Acting Cambridgeshire Police and Crime Commissioner
- In office 27 November 2019 – 12 May 2021
- Preceded by: Jason Ablewhite
- Succeeded by: Darryl Preston

Peterborough City Councillor for Stanground South
- In office 5 May 2016 – 7 May 2026
- Preceded by: Himself (as councillor for Stanground Central)
- Succeeded by: Peter Reeve

Peterborough City Councillor for Stanground Central
- In office 7 May 2015 – 5 May 2016
- Preceded by: Brian Rush
- Succeeded by: Himself (as councillor for Stanground South)

Personal details
- Party: Peterborough First (since 2023)
- Other political affiliations: Conservative (until 2023)
- Children: 2, Amanda and Muriel^{[citation needed]}

= Ray Bisby =

British politician from Peterborough

Ray Bisby is a British politician who served as the acting Police and Crime Commissioner for Cambridgeshire until May 2021, being appointed in November 2019 following the resignation of Jason Ablewhite due to allegations of sexual misconduct.

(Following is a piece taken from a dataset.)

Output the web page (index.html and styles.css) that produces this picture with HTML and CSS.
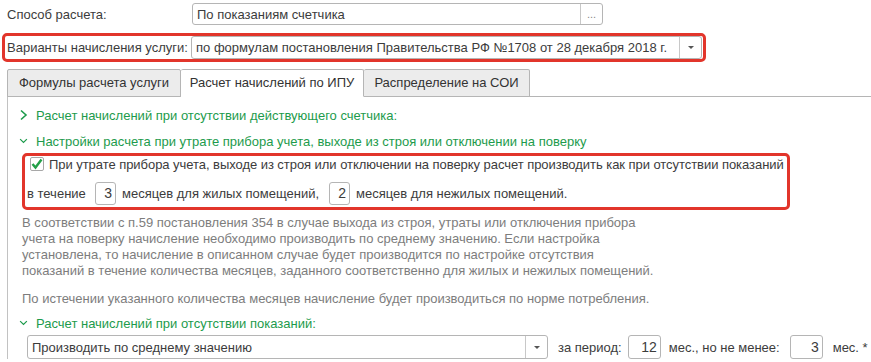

He did not run for a full term in the 2021 election, and was succeeded by Darryl Preston. Bisby served as a Councillor on the Peterborough City Council, representing the ward of Stanground South from 2016 until 2026. He had previously represented the ward of Stanground Central. He was a member of the Conservative Party until 2023, when he joined Peterborough First.